Do consider these these two excerpts from that philosophical novel. There are a few instances of double entendres or at least allusions to matters of romance in this passage. I am incidentally particularly proud of the fact that I was not sure how to reconstruct every double entendre from French in English. As such, the vague être détrompé at the end becomes pulled out of error.
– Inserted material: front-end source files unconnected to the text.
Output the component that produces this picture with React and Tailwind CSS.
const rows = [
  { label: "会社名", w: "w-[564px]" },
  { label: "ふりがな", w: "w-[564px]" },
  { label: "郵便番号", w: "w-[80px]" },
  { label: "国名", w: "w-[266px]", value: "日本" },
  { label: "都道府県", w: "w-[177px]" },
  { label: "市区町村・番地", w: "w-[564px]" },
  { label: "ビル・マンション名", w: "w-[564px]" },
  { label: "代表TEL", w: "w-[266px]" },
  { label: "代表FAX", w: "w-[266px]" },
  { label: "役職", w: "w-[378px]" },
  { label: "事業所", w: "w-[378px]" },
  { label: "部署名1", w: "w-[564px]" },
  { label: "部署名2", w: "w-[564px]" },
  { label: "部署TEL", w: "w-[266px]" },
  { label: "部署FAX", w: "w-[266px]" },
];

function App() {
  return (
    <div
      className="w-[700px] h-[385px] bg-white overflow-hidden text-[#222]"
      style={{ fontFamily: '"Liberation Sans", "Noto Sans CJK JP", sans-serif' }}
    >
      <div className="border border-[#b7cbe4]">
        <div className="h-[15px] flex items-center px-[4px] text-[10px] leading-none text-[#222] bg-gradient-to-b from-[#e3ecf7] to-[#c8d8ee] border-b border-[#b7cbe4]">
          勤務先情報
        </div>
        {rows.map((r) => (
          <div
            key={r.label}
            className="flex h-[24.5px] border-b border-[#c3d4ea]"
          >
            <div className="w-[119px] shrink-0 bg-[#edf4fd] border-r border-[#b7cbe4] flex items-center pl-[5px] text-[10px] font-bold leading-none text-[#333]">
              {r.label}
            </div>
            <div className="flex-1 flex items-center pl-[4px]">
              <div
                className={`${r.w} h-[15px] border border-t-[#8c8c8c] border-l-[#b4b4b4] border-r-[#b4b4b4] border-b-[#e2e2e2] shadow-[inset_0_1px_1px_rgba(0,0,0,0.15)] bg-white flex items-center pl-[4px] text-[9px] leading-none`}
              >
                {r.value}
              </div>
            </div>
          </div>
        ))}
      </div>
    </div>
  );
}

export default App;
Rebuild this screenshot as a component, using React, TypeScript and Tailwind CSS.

La Marquise étoit de ces femmes qui s'extassent au mot de conscience, & dont la vie entière est un tourbillon d'inconstance, qui ont le langage & tout l'extérieur du sentiment, qui aspirent, qui eurent des droits peut-être aux biens qu'il promet, qui * se croyant de bonne-foi susceptibles d'une tendresse à toute épreuve, prodiguent les sermens d'aimer toujours avec les témoignages de la passion la plus vive & la plus sincère ; mais chez lesquelles l'imagination ne se repose jamais , & dont l'ame trop flexible & gâtée d'ailleurs par une mauvaise éducation, ne reçoit plus que des impressions fugitives. Sans 'former aucun desir injurieux à mon épouse, je me procurai des lumières sur le compte de la Marquise . Au premier abord , elle m'avoit paru faite pour ressentir & inspirer une passion : & malgré ma résolution de ne jamais violer la foi conjugale , je fus fâché d'être détrompé .
Translation:
The Marquise was the type of woman who becomes rapturous at the word steadfastness and whose whole life is a whirlwind of fickleness, who possesses the language and the full edifice of sentiment, who breathes in the lofty air, and who perhaps gained a right to the goods sentiment promises, who believes herself to be of good faith, prone to tenderness in the face of each test, lavish oaths of love forever borne witness to with the most brisk and sincere passion, but in whom imagination never is at rest, and whose soul, too flexible and spoiled moreover by a bad education, no longer receives anything but fleeting impressions. Without forming any desire to injure my wife, I obtained some insights into the Marquise. At first sight, she seemed to me to be made to feel and inspire passion: and in spite of my resolve never to violate conjugal fidelity it displeased me to be pulled out of error.